In addition, I've used Groovy extensively with JME (jmonkeyengine.com) in scripting and compiled classes and have yet to notice any differences in framerates, game play, sound, movement, etc.

I don't know anything about the benchmarks between JRuby and Ruby vs Java/Groovy.... whatever.

I can say that compiled classes (according to internal class time prints) perform the same as the Java ones (which was to be expected)

As for the Groovy scripts (non-compiled), there was an original lag when the script is first loaded into the jvm, but nothing after that (and the lag was < 200ms... negligible at best -- unless you compound that by hundreds of scripts, which is another argument).

Statistics can prove and disprove any point of view.  If you want to try, simply take a few Java classes rename them .groovy and run them with your own performance tests, see what happens... if there's anything that's too catastrophic for your tastes, then put the .java back on there and go back... But don't forget to go compiled and non-compiled Groovy scripts just to ensure a well-rounded test.

timo

On Sun, Feb 24, 2008 at 3:25 PM, Brian Schlining <bschlining@...> wrote:

> To me the Groovy performance is absolutely sufficient because of the
> easy integration with Java. If something's too slow, I do it in Java.

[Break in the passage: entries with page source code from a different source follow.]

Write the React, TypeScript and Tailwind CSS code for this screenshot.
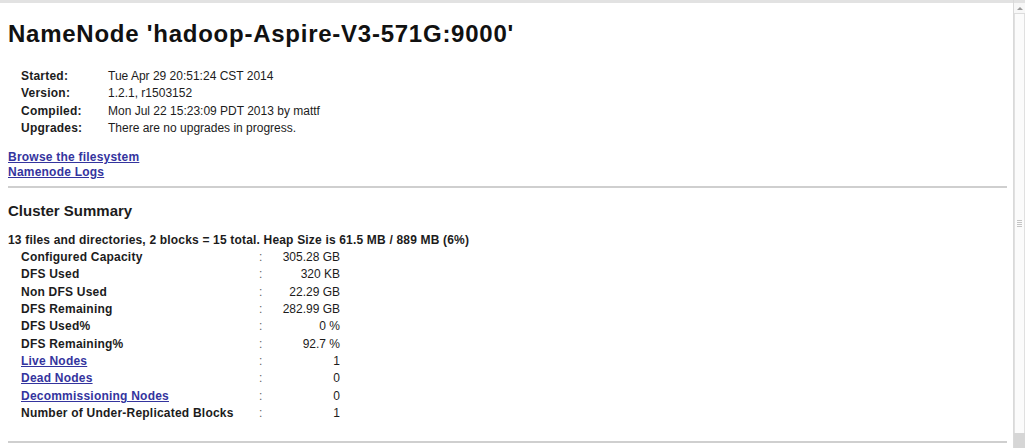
import React from "react";

// Hadoop 1.x NameNode status page (dfshealth.jsp), top part.

type InfoRow = { label: string; value: string };
type SummaryRow = { label: string; value: string; link?: boolean };

const info: InfoRow[] = [
  { label: "Started:", value: "Tue Apr 29 20:51:24 CST 2014" },
  { label: "Version:", value: "1.2.1, r1503152" },
  { label: "Compiled:", value: "Mon Jul 22 15:23:09 PDT 2013 by mattf" },
  { label: "Upgrades:", value: "There are no upgrades in progress." },
];

const summary: SummaryRow[] = [
  { label: "Configured Capacity", value: "305.28 GB" },
  { label: "DFS Used", value: "320 KB" },
  { label: "Non DFS Used", value: "22.29 GB" },
  { label: "DFS Remaining", value: "282.99 GB" },
  { label: "DFS Used%", value: "0 %" },
  { label: "DFS Remaining%", value: "92.7 %" },
  { label: "Live Nodes", value: "1", link: true },
  { label: "Dead Nodes", value: "0", link: true },
  { label: "Decommissioning Nodes", value: "0", link: true },
  { label: "Number of Under-Replicated Blocks", value: "1" },
];

const linkCls = "font-bold tracking-[0.22px] text-[#34349e] underline underline-offset-[1px]";

function Scrollbar() {
  return (
    <div className="flex w-[12px] flex-col border-l border-[#d9d9d9] bg-[#f3f3f3]">
      <div className="h-[3px] bg-[#e2e2e2]" />
      <div className="flex h-[11px] items-center justify-center border-b border-[#dcdcdc] bg-[#f7f7f7]">
        <div className="h-0 w-0 border-x-[3px] border-b-[3px] border-x-transparent border-b-[#9a9a9a]" />
      </div>
      <div className="flex flex-1 items-center justify-center border-x border-[#e0e0e0] bg-[#fbfbfb]">
        <div className="flex flex-col gap-[1px]">
          <div className="h-[1px] w-[5px] bg-[#c4c4c4]" />
          <div className="h-[1px] w-[5px] bg-[#c4c4c4]" />
          <div className="h-[1px] w-[5px] bg-[#c4c4c4]" />
          <div className="h-[1px] w-[5px] bg-[#c4c4c4]" />
        </div>
      </div>
      <div className="h-[15px] bg-[#d6d6d6]" />
    </div>
  );
}

export default function App() {
  return (
    <div className="flex h-[448px] w-[1025px] overflow-hidden bg-white font-['Liberation_Sans',Arial,sans-serif] text-[#1c1c1c]">
      <main className="flex-1 border-t-[3px] border-[#e2e2e2] pl-2 pr-[6px]">
        <h1 className="mt-[17px] text-[24px] font-bold leading-[28px] tracking-[0.75px] text-[#111]">
          NameNode 'hadoop-Aspire-V3-571G:9000'
        </h1>

        <div className="ml-[13px] mt-[20px] grid grid-cols-[87px_auto] text-[12px] leading-[17.4px]">
          {info.map((r) => (
            <React.Fragment key={r.label}>
              <div className="font-bold tracking-[0.22px]">{r.label}</div>
              <div>{r.value}</div>
            </React.Fragment>
          ))}
        </div>

        <div className="mt-[12px] flex flex-col items-start text-[12px] leading-[15px]">
          <a href="#" className={linkCls}>
            Browse the filesystem
          </a>
          <a href="#" className={linkCls}>
            Namenode Logs
          </a>
        </div>

        <div className="mt-[6px] h-[2px] bg-[#cfcfcf]" />

        <h3 className="mt-[14px] text-[15px] font-bold leading-[18px]">Cluster Summary</h3>

        <div className="mt-[12px] text-[12px] font-bold leading-[17.4px] tracking-[0.18px]">
          13 files and directories, 2 blocks = 15 total. Heap Size is 61.5 MB / 889 MB (6%)
        </div>

        <div className="ml-[13px] grid grid-cols-[238px_8px_73px] text-[12px] leading-[17.35px]">
          {summary.map((r) => (
            <React.Fragment key={r.label}>
              <div className="font-bold tracking-[0.22px]">
                {r.link ? (
                  <a href="#" className={linkCls}>
                    {r.label}
                  </a>
                ) : (
                  r.label
                )}
              </div>
              <div className="text-[#666]">:</div>
              <div className="text-right">{r.value}</div>
            </React.Fragment>
          ))}
        </div>

        <div className="mt-[19px] h-[2px] bg-[#cfcfcf]" />
      </main>
      <Scrollbar />
    </div>
  );
}
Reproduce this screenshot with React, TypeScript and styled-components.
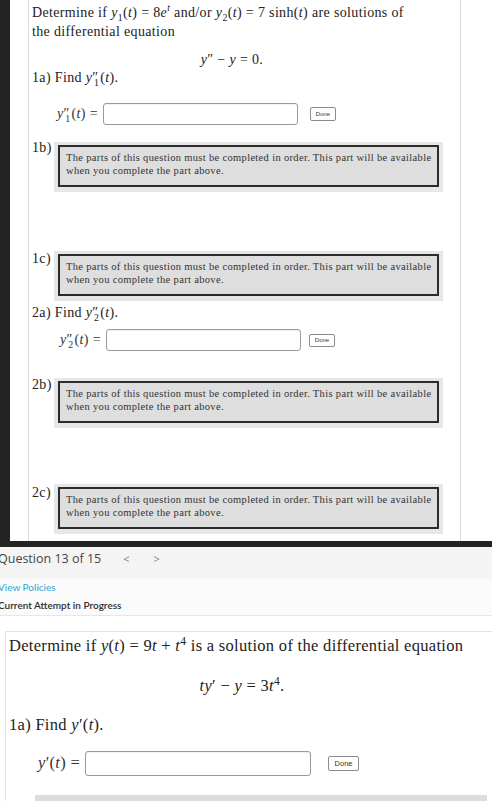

It sounds a bit like denial of the performance relevance.


Groovy can be slow and the alioth benchmarks seem to be particularly unfriendly to Groovy. Personally, I wouldn't write compute intensive numerical models in it (Others may beg to differ). However, I use Groovy for writing complex 'buisness' logic against databases. About 90% of the application time is spent in database calls; so basically it doesn't matter how fast the language is.   The amount of development time I save for writing in Groovy is worth the performance hit; Groovy is more than fast 'enough' for my application.

I'm not dismissing the fact that Groovy would benefit from optimization. But it's a young language and progressing rapidly. I'm optimistic that performance will get much better in the near future. 
--
~ ~ ~ ~ ~ ~ ~ ~ ~ ~ ~ ~ ~ ~ ~ ~ ~ ~ ~ ~ ~ ~ ~
Brian Schlining



Re: Is Groovy the slowest dynamic language?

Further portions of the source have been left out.